In den FAQ äußert sich die Europäische Kommission neben Lebensmitteln auch zu Arzneimitteln, die E171 enthalten: Auf der Grundlage einer ebenfalls am vergangenen Freitag veröffentlichten Analyse der Europäischen Arzneimittelagentur (EMA) zur Verwendung von Titandioxid in Arzneimitteln, soll Titandioxid bis auf Weiteres als Zusatzstoff erlaubt bleiben – um seine Verwendung in Arzneimitteln als Farbstoff zu ermöglichen. Einer der Gründe für diese Entscheidung sei die Vermeidung von Engpässen.
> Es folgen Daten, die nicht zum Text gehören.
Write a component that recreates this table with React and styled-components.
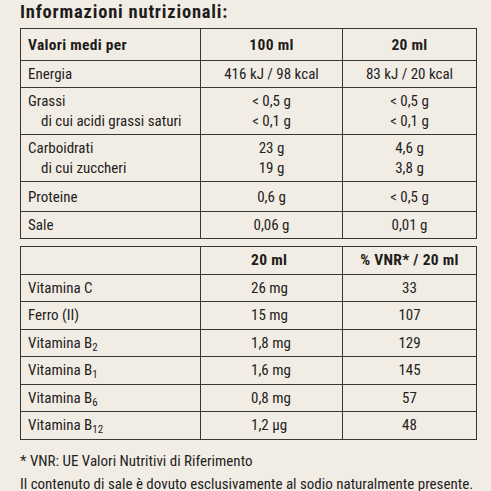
import React from 'react'
import styled, { createGlobalStyle } from 'styled-components'

const GlobalStyle = createGlobalStyle`
  html, body {
    margin: 0;
    padding: 0;
    background: #f2ede4;
  }
  body {
    font-family: "Roboto Condensed", "DejaVu Sans Condensed", sans-serif;
    color: #23211e;
  }
`

const nutrients = [
  { label: ['Energia'], a: ['416 kJ / 98 kcal'], b: ['83 kJ / 20 kcal'] },
  {
    label: ['Grassi', 'di cui acidi grassi saturi'],
    a: ['< 0,5 g', '< 0,1 g'],
    b: ['< 0,5 g', '< 0,1 g'],
  },
  {
    label: ['Carboidrati', 'di cui zuccheri'],
    a: ['23 g', '19 g'],
    b: ['4,6 g', '3,8 g'],
  },
  { label: ['Proteine'], a: ['0,6 g'], b: ['< 0,5 g'], tall: true },
  { label: ['Sale'], a: ['0,06 g'], b: ['0,01 g'] },
]

const vitamins = [
  { name: 'Vitamina C', amount: '26 mg', vnr: '33' },
  { name: 'Ferro (II)', amount: '15 mg', vnr: '107' },
  { name: 'Vitamina B', sub: '2', amount: '1,8 mg', vnr: '129' },
  { name: 'Vitamina B', sub: '1', amount: '1,6 mg', vnr: '145' },
  { name: 'Vitamina B', sub: '6', amount: '0,8 mg', vnr: '57' },
  { name: 'Vitamina B', sub: '12', amount: '1,2 µg', vnr: '48' },
]

const Columns = () => (
  <colgroup>
    <col style={{ width: 180 }} />
    <col style={{ width: 142 }} />
    <col style={{ width: 134 }} />
  </colgroup>
)

const App = () => (
  <Page>
    <GlobalStyle />
    <Title>Informazioni nutrizionali:</Title>

    <Table>
      <Columns />
      <tbody>
        <HeadRow>
          <HeadCell>Valori medi per</HeadCell>
          <HeadCell $center>100 ml</HeadCell>
          <HeadCell $center>20 ml</HeadCell>
        </HeadRow>
        {nutrients.map((n) => (
          <Row key={n.label[0]} $lines={n.label.length} $tall={n.tall}>
            <Cell>
              {n.label.map((l, i) => (
                <Line key={l} $indent={i > 0}>
                  {l}
                </Line>
              ))}
            </Cell>
            <Cell $center>
              {n.a.map((v, i) => (
                <Line key={i}>{v}</Line>
              ))}
            </Cell>
            <Cell $center>
              {n.b.map((v, i) => (
                <Line key={i}>{v}</Line>
              ))}
            </Cell>
          </Row>
        ))}
      </tbody>
    </Table>

    <Table>
      <Columns />
      <tbody>
        <VitRow>
          <HeadCell />
          <HeadCell $left={50}>20 ml</HeadCell>
          <HeadCell $center>% VNR* / 20 ml</HeadCell>
        </VitRow>
        {vitamins.map((v) => (
          <VitRow key={v.name + (v.sub || '')}>
            <Cell>
              {v.name}
              {v.sub && <Sub>{v.sub}</Sub>}
            </Cell>
            <Cell $left={50}>{v.amount}</Cell>
            <Cell $center>{v.vnr}</Cell>
          </VitRow>
        ))}
      </tbody>
    </Table>

    <Note>* VNR: UE Valori Nutritivi di Riferimento</Note>
    <Note $tight>
      Il contenuto di sale è dovuto esclusivamente al sodio naturalmente
      presente.
    </Note>
  </Page>
)

const Page = styled.div`
  width: 491px;
  height: 491px;
  overflow: hidden;
  box-sizing: border-box;
  padding: 0 15px 0 20px;
`

const Title = styled.h1`
  margin: 0;
  height: 28px;
  font-size: 18.5px;
  letter-spacing: 0.8px;
  line-height: 24px;
  font-weight: 700;
  color: #1e1c1a;
  white-space: nowrap;
`

const Table = styled.table`
  width: 456px;
  table-layout: fixed;
  border-collapse: collapse;
  border: 1.5px solid #2f2b28;
  margin-bottom: 7px;
  font-size: 15px;
`

const HeadRow = styled.tr`
  height: 32px;
`

const Row = styled.tr`
  height: ${(p) => (p.$lines > 1 ? 47 : p.$tall ? 30 : 27)}px;
`

const VitRow = styled.tr`
  height: 27.5px;
`

const Cell = styled.td`
  border: 1px solid #3a3633;
  padding: 0 ${(p) => (p.$center ? 0 : 7)}px 0
    ${(p) => (p.$center ? 0 : p.$left || 7)}px;
  text-align: ${(p) => (p.$center ? 'center' : 'left')};
  vertical-align: middle;
  line-height: 20px;
  white-space: nowrap;
`

const HeadCell = styled(Cell)`
  font-size: 15.5px;
  letter-spacing: 0.3px;
  font-weight: 700;
  color: #1e1c1a;
`

const Line = styled.div`
  padding-left: ${(p) => (p.$indent ? 13 : 0)}px;
`

const Sub = styled.sub`
  font-size: 11px;
  vertical-align: -3px;
  line-height: 0;
`

const Note = styled.p`
  margin: ${(p) => (p.$tight ? 7 : 13)}px 0 0;
  font-size: 15px;
  line-height: 16px;
  white-space: nowrap;
`

export default App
Man müsse zunächst geeignete Alternativen untersuchen und prüfen, um negative Auswirkungen auf die Qualität, Sicherheit und Wirksamkeit der Arzneimittel auszuschließen. Unbegrenzt Zeit lassen darf sich die Industrie aber nicht, denn die Situation soll in drei Jahren durch die EMA und die Europäische Kommission neu bewertet werden.

Gibt es Alternativen zu Titandioxid?

Wie die EMA in ihrer Analyse weiter ausführt, wird Titandioxid extensiv in der Arzneimittelherstellung genutzt: Laut den EU-Handelsverbänden enthalten etwa 91.000 Humanarzneimittel und 800 Tierarzneimittel in der EU Titandioxid. Das betrifft so gut wie alle oralen Arzneiformen: Tabletten, Weichkapseln, Hartkapseln, Granulate/Pulver für orale Lösungen oder Suspensionen, orale Pasten oder Gele – aber auch in kutanen, inhalativen (Kapselhüllen), oromukosalen, sublingualen, transdermalen und vaginalen Arzneiformen kann Titandioxid enthalten sein. Essenzielle Arzneimittel wie Antidiabetika oder Antibiotika seien betroffen.  

Dieser weit verbreitete Einsatz ist offenbar damit zu begründen, dass bislang kein einziges Material identifiziert worden sei, das über die gleiche Kombination an Eigenschaften verfügt: 

  • Lichtundurchlässigkeit
  • Kontrastverstärkung
  • TiO2 ist inert
  • UV-Schutz
  • Oberflächenbeschaffenheit des finalen Produkts

Alternativen bergen Nachteile

Gerade dort, wo Titandioxid für mehr als eine dieser Funktionen benötigt wird, sei ein Ersatz schwierig. Calciumcarbonat, Talkum und Stärke seien zwar mögliche Alternativen, diese sollen aber Nachteile mit sich bringen:  

  • keine ausreichend dünnen Filmüberzüge
  • Probleme in der Lieferkette
  • Verunreinigungsrisiko

Jedes betroffene Arzneimittel müsse zudem individuell hinsichtlich Alternativen, Neuformulierung, Auflösungs- und Stabilitätsdaten sowie potenziell Bioäquivalenz untersucht werden. All das müsse dann durch die zuständigen Zulassungsbehörden nochmals bewertet werden.

Weltweites Verbot von Titandioxid nötig

Außerdem befürchtet die EMA, dass Europa am Ende die einzige Region weltweit sein könnte, in der Titandioxid in Arzneimitteln nicht mehr verwendet werden darf. Die Industrie müsste also neue Formulierungen speziell für die EU entwickeln. Schließlich könne man jetzt auch noch keinen Zeitplan vorgeben, in dem eine schrittweise Abschaffung von Titandioxid in allen oder auch nur bestimmten Arzneimitteln machbar wäre. Eine Neuformulierung könne Jahre dauern. Lieferengpässe und Marktrücknahmen wären damit vorprogrammiert. 
Es ist also eine Frage der Zeit. Aus rein technischer Sicht, erklärt die EMA, sollte ein (jeweils individueller) Ersatz von Titandioxid möglich sein.